Dalla cultura che lascia affamati (“non si mangia”) alla cultura che rilancia lo sviluppo dell’Italia post-industriale e schiude un nuovo Rinascimento al Paese che vanta il maggiore patrimonio storico-artistico del mondo, il passo non è breve. Ma in pochi anni sembrerebbe compiuto. A parole. Arti dello spettacolo, dalla musica al teatro, musei, architettura e siti archeologici sono definiti “motori di crescita economica” anche da chi non abbia alcuna idea su come mettere in pratica e organizzare un così vasto programma.
Sono definiti “motori di crescita economica” anche da chi non immagina neppure quanti passi indietro debba fare chi “occupa” il patrimonio per gestire posti (e spese) anziché valorizzare luoghi, lasciandoli cadere a pezzi come avviene (almeno in parte) a Pompei.

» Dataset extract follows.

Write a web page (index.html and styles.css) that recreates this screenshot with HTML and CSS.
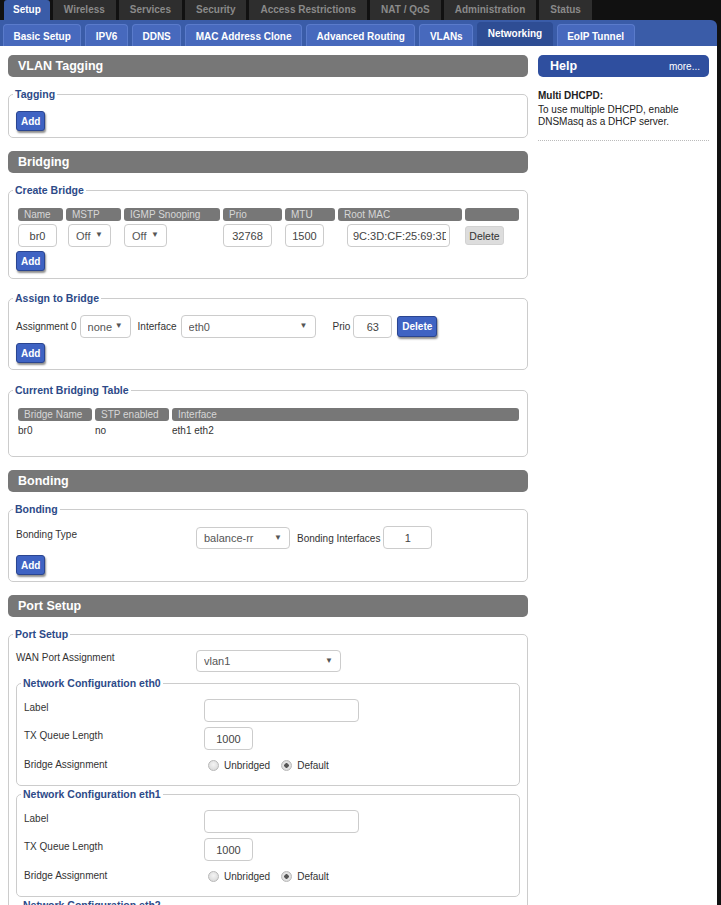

La cultura, piaccia o meno, è divenuta bene di consumo, anche grazie alle tecnologie digitali; la sua domanda è globalizzata e centinaia di milioni di turisti dei nuovi mondi invadono ogni anno l’Europa (molto meno l’Italia): è il momento di indirizzare in modo strategico l’uso del nostro ricco patrimonio, in prospettiva di medio-lungo termine ed economicamente sostenibile.